Besonders Joel McCrea ist der passende Schauspieler für die Rolle des Bob. Mit einer fast modernen Schauspielweise und ansprechender Präsenz, sticht er gegenüber Fay Wray und Leslie Banks heraus, die beide ab und an in die übergroßen Gesten aus der Stummfilmzeit fallen. Dennoch ist hier alles solide Inszeniert und liefert mit Robert Armstrong einen weiteren, guten Schauspieler, der den alkoholkranken Martin spielt, stets patent und stockbesoffen. Armstrong verharmlost den Konsum von Alkohol nicht und präsentiert eine überzeugende Darstellung des Bruders von Eve. Er wird dann auch als erstes zur Jagd geschickt. Die Art wie Armstrong spielt, war für das damalige Sittenverständnis etwas zu weit, denn Alkohol auf der Leinwand wurde meist dezent verharmlost und sollte nie so realistisch rüber kommen. Aber nicht nur im Schauspiel weißt GRAF ZAROFF seine Überraschungen auf, sondern auch in der Kompaktheit seines Thrills. Alle möglichen Elemente zukünftiger Spannungsfilme wurden hier schon angewendet. Subjektive Kamerafahrten durch den Dschungel, Close Ups, Zooms und eine Kranfahrt überraschen auf der technischen Seite. Spannungssteigernde Schnitte auf Augen oder der Blick auf eine Armbanduhr, ein gefesselter Held, der dem Widersacher ausgeliefert ist, Verfolgungen mit Hunden und Messerkämpfen – hier findet sich fast alles wieder, was Hollywood später in den Gebrauch der Filmsprache mit aufnehmen wird.
GRAF ZAROFF – GENIE DES BÖSEN ist eine kleiner, knackiger Actionfilm geworden, der auf vielen Ebenen unterhält und überrascht. Der Film ist nicht nur Filmhistorisch interessant, sondern liefert außerdem noch einen dicht inszenierten Spannungsbogen, der konsequent auf alle Schnörkel und Längen in seiner Handlung verzichtet. Hinzu kommt, das GRAF ZAROFF 1976 eine gute Synchronisation erfahren hat und so durch den etwas moderneren Klang in Stimmen und Text die beinahe innovative Inszenierung passend unterstreicht. Auch das GRAF ZAROFF einen durchgehenden Soundtrack hat, war für damalige Verhältnisse neu. GRAF ZAROFF ist ein schöner Film, der ob seiner kompetenten Umsetzung auch heute noch immer gut unterhält.
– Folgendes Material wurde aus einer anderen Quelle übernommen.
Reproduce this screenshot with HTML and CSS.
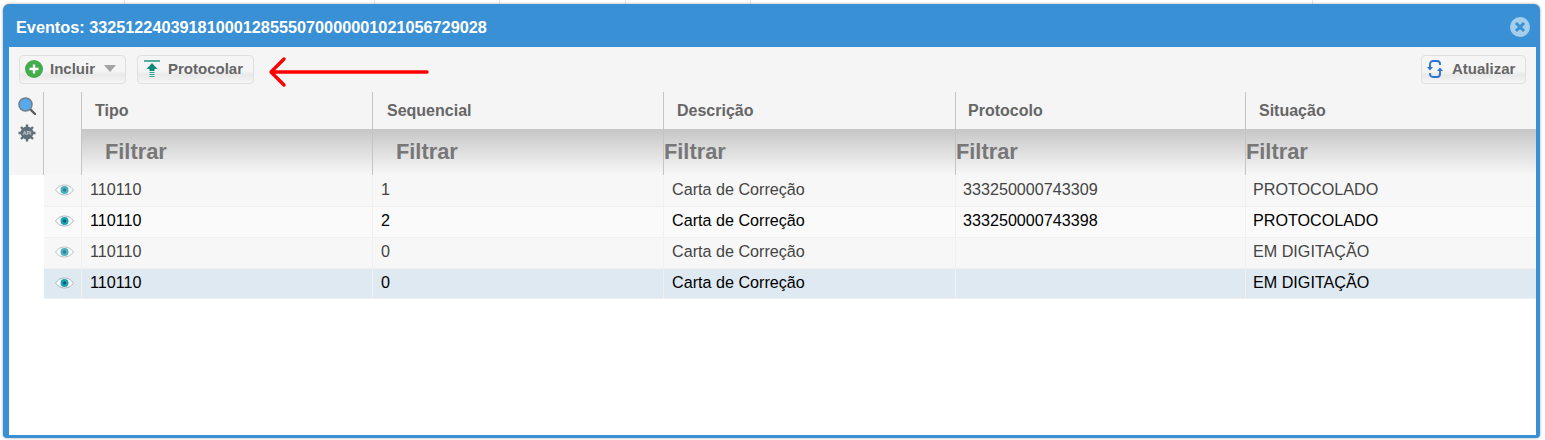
FILE: index.html
```html
<!DOCTYPE html>
<html>
<head>
  <title>Eventos</title>
  <link rel="stylesheet" href="styles.css">
</head>
<body>
  <div class="modal">
    <div class="modal-title">
      <span>Eventos: 33251224039181000128555070000001021056729028</span>
      <svg class="close-icon" width="20" height="20" viewBox="0 0 20 20">
        <circle cx="10" cy="10" r="10" fill="#a5cdec"/>
        <path d="M6 6l8 8M14 6l-8 8" stroke="#3a90d5" stroke-width="3"/>
      </svg>
    </div>

    <div class="modal-body">
      <div class="toolbar">
        <button class="btn btn-incluir">
          <svg width="18" height="18" viewBox="0 0 18 18">
            <circle cx="9" cy="9" r="9" fill="#43ac4c"/>
            <path d="M9 4.500v9M4.500 9h9" stroke="#fff" stroke-width="2.400"/>
          </svg>
          <span>Incluir</span>
          <svg class="caret" width="12" height="7" viewBox="0 0 12 7"><path d="M0 0h12L6 7z" fill="#a3a3a3"/></svg>
        </button>
        <button class="btn btn-protocolar">
          <svg width="16" height="18" viewBox="0 0 16 18">
            <path d="M0 1h16" stroke="#1f9484" stroke-width="1.500"/>
            <path d="M8 3L13.500 9H10.500v2h-5V9H2.500z" fill="#0f8a7a"/>
            <path d="M5.500 12.500h5M5.500 14.500h5M5.500 16.500h5" stroke="#2ea596" stroke-width="1.200"/>
          </svg>
          <span>Protocolar</span>
        </button>
        <button class="btn btn-atualizar">
          <svg width="16" height="18" viewBox="0 0 16 18" fill="none">
            <path d="M3 7V4a3 3 0 0 1 3-3h4a3 3 0 0 1 3 3v1" stroke="#2d74d0" stroke-width="1.900"/>
            <path d="M13 11v3a3 3 0 0 1-3 3H6a3 3 0 0 1-3-3v-1" stroke="#2d74d0" stroke-width="1.900"/>
            <path d="M0 7h6L3 10.500zM10 11h6l-3-3.500z" fill="#2d74d0"/>
          </svg>
          <span>Atualizar</span>
        </button>
        <svg class="red-arrow" width="162" height="32" viewBox="0 0 162 32" fill="none">
          <path d="M160 16H5M17 3L4 16l13 13" stroke="#f00" stroke-width="3.400" stroke-linecap="round" stroke-linejoin="round"/>
        </svg>
      </div>

      <div class="grid-area">
        <div class="side-tools">
          <svg width="18" height="18" viewBox="0 0 18 18">
            <path d="M11 11l6 6" stroke="#555" stroke-width="2.200" stroke-linecap="round"/>
            <circle cx="7.500" cy="7.500" r="6.500" fill="#59a9ee" stroke="#6d7f8c" stroke-width="1.500"/>
          </svg>
          <svg width="18" height="18" viewBox="0 0 18 18">
            <circle cx="9" cy="9" r="6.500" fill="#5f6f7b"/>
            <path d="M9 0.500v17M0.500 9h17M3 3l12 12M15 3L3 15" stroke="#5f6f7b" stroke-width="2.400"/>
            <text class="api-label" x="9" y="10.800">API</text>
          </svg>
        </div>

        <table class="grid">
          <colgroup>
            <col class="col-view">
            <col class="col-a">
            <col class="col-b">
            <col class="col-c">
            <col class="col-d">
            <col>
          </colgroup>
          <thead>
            <tr class="head-row">
              <th rowspan="2" class="view-head"></th>
              <th>Tipo</th>
              <th>Sequencial</th>
              <th>Descrição</th>
              <th>Protocolo</th>
              <th>Situação</th>
            </tr>
            <tr class="filter-row">
              <th class="filter-wide">Filtrar</th>
              <th class="filter-wide">Filtrar</th>
              <th>Filtrar</th>
              <th>Filtrar</th>
              <th>Filtrar</th>
            </tr>
          </thead>
          <tbody>
            <tr class="row-a">
              <td class="view-cell"><svg class="eye" width="19" height="12" viewBox="0 0 19 12"><use href="#eye"/></svg></td>
              <td>110110</td><td>1</td><td>Carta de Correção</td><td>333250000743309</td><td>PROTOCOLADO</td>
            </tr>
            <tr class="row-b">
              <td class="view-cell"><svg class="eye" width="19" height="12" viewBox="0 0 19 12"><use href="#eye"/></svg></td>
              <td>110110</td><td>2</td><td>Carta de Correção</td><td>333250000743398</td><td>PROTOCOLADO</td>
            </tr>
            <tr class="row-a">
              <td class="view-cell"><svg class="eye" width="19" height="12" viewBox="0 0 19 12"><use href="#eye"/></svg></td>
              <td>110110</td><td>0</td><td>Carta de Correção</td><td></td><td>EM DIGITAÇÃO</td>
            </tr>
            <tr class="row-sel">
              <td class="view-cell"><svg class="eye" width="19" height="12" viewBox="0 0 19 12"><use href="#eye"/></svg></td>
              <td>110110</td><td>0</td><td>Carta de Correção</td><td></td><td>EM DIGITAÇÃO</td>
            </tr>
          </tbody>
        </table>
      </div>
    </div>
  </div>

  <svg class="defs" width="0" height="0">
    <symbol id="eye" viewBox="0 0 19 12">
      <path d="M0.500 6C3 2.500 6 1 9.500 1s6.500 1.500 9 5c-2.500 3.500-5.500 5-9 5s-6.500-1.500-9-5z" fill="#fff" stroke="#a9b5bb" stroke-width="1"/>
      <circle cx="9.500" cy="6" r="4" fill="#1aa3b5"/>
      <circle cx="9.500" cy="6" r="1.700" fill="#0b5f70"/>
    </symbol>
  </svg>
</body>
</html>
```

FILE: styles.css
```css
html, body {
  height: 100%;
}
body {
  margin: 0;
  padding: 4px 5px 2px 3px;
  box-sizing: border-box;
  overflow: hidden;
  background-color: #fff;
  /* column lines of the page behind the dialog */
  background-image:
    linear-gradient(#e6e6e6, #e6e6e6),
    linear-gradient(#e6e6e6, #e6e6e6),
    linear-gradient(#e6e6e6, #e6e6e6),
    linear-gradient(#e6e6e6, #e6e6e6),
    linear-gradient(#e6e6e6, #e6e6e6),
    linear-gradient(#e6e6e6, #e6e6e6);
  background-size: 1px 4px;
  background-repeat: no-repeat;
  background-position: 124px 0, 374px 0, 499px 0, 625px 0, 750px 0, 1312px 0;
  font-family: "Liberation Sans", Arial, sans-serif;
}
.defs {
  position: absolute;
}
.modal {
  height: 100%;
  display: flex;
  flex-direction: column;
  box-sizing: border-box;
  border-radius: 6px 6px 4px 4px;
  background: #3a90d5;
  box-shadow: 0 0 3px rgba(0,0,0,0.35);
}
.modal-title {
  height: 43px;
  flex: none;
  display: flex;
  align-items: center;
  justify-content: space-between;
  padding: 3px 10px 0 13px;
  box-sizing: border-box;
  color: #fff;
  font-size: 16.25px;
  font-weight: bold;
}
.modal-body {
  flex: 1;
  margin: 0 4px 3px 6px;
  background: #fff;
}
.toolbar {
  position: relative;
  height: 45px;
  box-sizing: border-box;
  display: flex;
  gap: 11px;
  padding: 8px 10px 0 10px;
  background: #f5f5f5;
}
.btn {
  height: 29px;
  display: flex;
  align-items: center;
  gap: 8px;
  box-sizing: border-box;
  padding: 0 10px 2px 5px;
  border: 1px solid #e0e0e0;
  border-radius: 4px;
  background: linear-gradient(#f5f5f5 55%, #e9e9e9 70%, #f5f5f5);
  color: #666;
  font-family: inherit;
  font-size: 15px;
  font-weight: bold;
}
.btn svg {
  flex: none;
}
.btn-incluir {
  width: 107px;
  gap: 7px;
  padding-right: 4px;
}
.btn-incluir .caret {
  margin-left: 2px;
}
.btn-protocolar {
  width: 117px;
  padding-left: 6px;
}
.btn-atualizar {
  width: 105px;
  margin-left: auto;
  padding-left: 5px;
  gap: 9px;
}
.red-arrow {
  position: absolute;
  left: 258px;
  top: 9px;
}
.grid-area {
  display: flex;
  align-items: flex-start;
}
.side-tools {
  width: 34px;
  height: 83px;
  flex: none;
  display: flex;
  flex-direction: column;
  align-items: center;
  gap: 9px;
  padding: 5px 0 0 1px;
  box-sizing: border-box;
  background: #f5f5f5;
}
.api-label {
  fill: #c9d1d6;
  font-size: 5px;
  font-weight: bold;
  text-anchor: middle;
}
.grid {
  flex: 1;
  min-width: 0;
  table-layout: fixed;
  border-collapse: collapse;
  font-size: 16px;
}
.col-view {
  width: 38px;
}
.col-a {
  width: 291px;
}
.col-b {
  width: 291px;
}
.col-c {
  width: 292px;
}
.col-d {
  width: 290px;
}
.grid th {
  padding: 0;
  text-align: left;
  font-weight: bold;
  border-left: 1px solid #c4c4c4;
}
.head-row th {
  height: 37px;
  padding: 0 0 0 13px;
  box-sizing: border-box;
  background: #f5f5f5;
  color: #666;
}
.head-row th:nth-child(3) {
  padding-left: 14px;
}
.head-row th:nth-child(5) {
  padding-left: 12px;
}
.head-row .view-head {
  padding: 0;
}
.filter-row th {
  height: 46px;
  padding-bottom: 1px;
  box-sizing: border-box;
  background: linear-gradient(#c6c6c6, #f7f7f7);
  color: #777;
  font-size: 21.8px;
}
.filter-row .filter-wide {
  padding-left: 23px;
}
.grid td {
  height: 31px;
  padding: 0 0 2px 8px;
  box-sizing: border-box;
  border-left: 1px solid #f0f0f0;
  border-bottom: 1px solid #f0f0f0;
  font-size: 16.15px;
  white-space: nowrap;
}
.grid tr:first-child td {
  padding-bottom: 1px;
}
.grid .row-sel td {
  height: 30px;
  padding-bottom: 1px;
}
.grid td:nth-child(5),
.grid td:nth-child(6) {
  padding-left: 7px;
}
.grid .view-cell {
  padding: 0 0 2px 0;
  text-align: center;
  border-left: none;
}
.eye {
  display: block;
  margin: 0 auto 0 11px;
}
.row-a {
  background: #f7f7f7;
  color: #444;
}
.row-a .eye {
  opacity: 0.8;
}
.row-b {
  background: #fafafa;
  color: #000;
}
.row-sel {
  background: #dfe9f2;
  color: #000;
}
```
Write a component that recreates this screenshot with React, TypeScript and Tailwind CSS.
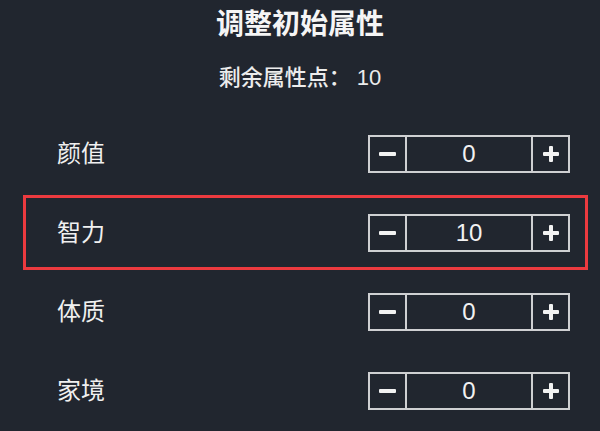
import React, { useState } from "react";

type Attr = {
  key: string;
  label: string;
  value: number;
};

const initialAttrs: Attr[] = [
  { key: "charm", label: "颜值", value: 0 },
  { key: "intelligence", label: "智力", value: 10 },
  { key: "strength", label: "体质", value: 0 },
  { key: "money", label: "家境", value: 0 },
];

const font = "font-['Liberation_Sans','Noto_Sans_CJK_SC',sans-serif]";

const Stepper = ({ value }: { value: number }) => {
  return (
    <div className="flex h-[38px] w-[202px] border-2 border-[#cfd0d2]">
      <button className="flex w-[35px] items-center justify-center">
        <span className="block h-[4px] w-[17px] rounded-[1px] bg-[#f2f2f2]" />
      </button>
      <div className="flex flex-1 items-center justify-center border-x-2 border-[#cfd0d2] text-[24px] leading-none text-[#f2f2f2]">
        {value}
      </div>
      <button className="flex w-[35px] items-center justify-center">
        <svg width="16" height="16" viewBox="0 0 16 16">
          <rect x="0" y="6" width="16" height="4" rx="1" fill="#f2f2f2" />
          <rect x="6" y="0" width="4" height="16" rx="1" fill="#f2f2f2" />
        </svg>
      </button>
    </div>
  );
};

const App = () => {
  const [attrs] = useState(initialAttrs);
  const selected = "intelligence";

  return (
    <div className={`h-[431px] w-[600px] bg-[#21262f] ${font}`}>
      <div className="flex flex-col items-center pt-[7px]">
        <h1 className="text-[28px] leading-[36px] font-semibold text-[#f5f5f5]">
          调整初始属性
        </h1>
        <p className="mt-[20px] text-[22px] leading-[30px] font-medium text-[#ececec]">
          剩余属性点： 10
        </p>
      </div>
      <div className="mt-[23px] flex flex-col gap-[4px] pr-[12px] pl-[23px]">
        {attrs.map((a) => (
          <div
            key={a.key}
            className={`flex h-[75px] items-center justify-between border-[3px] pr-[15px] pl-[31px] ${
              a.key === selected ? "border-[#ec3a3f]" : "border-transparent"
            }`}
          >
            <span className="text-[24px] leading-none text-[#f0f0f0]">
              {a.label}
            </span>
            <Stepper value={a.value} />
          </div>
        ))}
      </div>
    </div>
  );
};

export default App;
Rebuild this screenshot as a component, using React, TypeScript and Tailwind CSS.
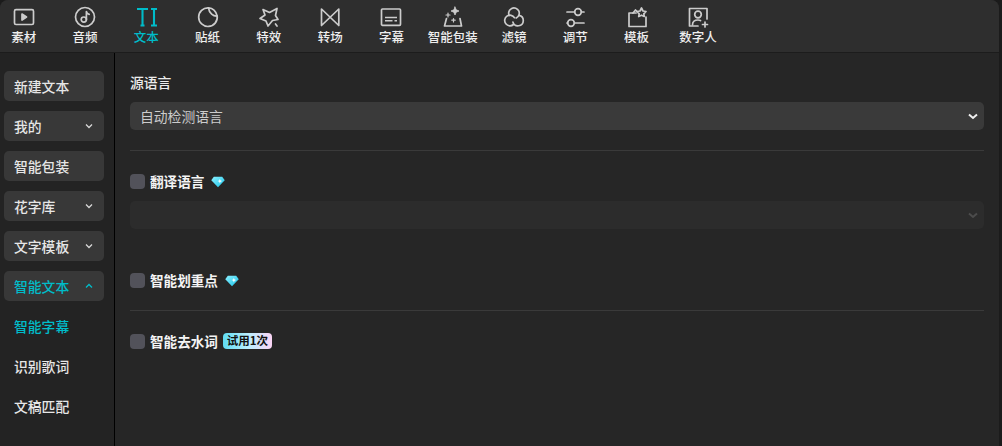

Als Extras gibt es ein informatives, 52-seitiges Booklet mit einem Essay von Clemens G. Williges, zwei Audiokommentare Dr. Rolf Giesen und Dr. Gerd Naumann, einen älteren Audiokommentar von Dr. Giesen, ebenso eine Einleitung von ihm, einen Beitrag zu den Remakes, Trailer und eine Bildergalerie. Das Bild und Ton sind gut restauriert.